This month is when feminists in America have declared an unofficial holiday known as “Equal Pay Day.” They argue that women earn less than men. Therefore, in order to catch up with a man’s pay from 2018, a woman must work until April.
The editors of the Wall Street Journal remind us that the comparison between men’s wages and women’s wages isn’t really accurate when you consider other factors. “Women on average go into lower-paying fields, such as education. Mothers are likelier than fathers to choose flexibility over career advancement.” I have cited similar data in previous commentaries that also illustrates the problem of comparing the aggregate data without taking into account other important factors.

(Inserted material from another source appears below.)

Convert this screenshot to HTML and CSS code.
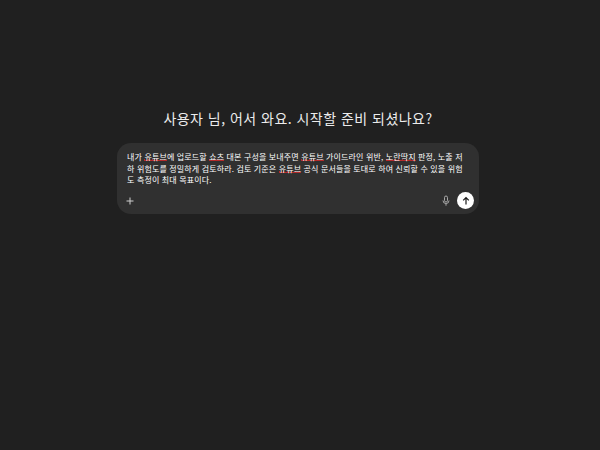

The editors point to a study by economist Mark Perry (American Enterprise Institute) who has suggested that we might want to implement an “Equal Death Day.” The point that he is making is the men tend to take jobs with a much higher fatality rate. Look at the top five most dangerous jobs.
Fishery workers have the highest fatality rate. Most are men. Next are lumberjacks, which are 98 percent male. After that are aircraft pilots, which is a profession that is 94 percent male. Roofers are 99 percent male, and garbage collectors are 88 percent male.
Mark Perry’s point is simple. When you look at the data from the Bureau of Labor Statistics, you discover that men are much more likely to be killed while working.
It is also worth mentioning that sometimes the increased risk does not show up in men’s paychecks. Logging workers, for example, average $42,340 a year. Which isn’t much higher than what preschool and kindergarten teachers make ($40,070).
This is just another illustration of the choices men and women make about their jobs based on lots of factors.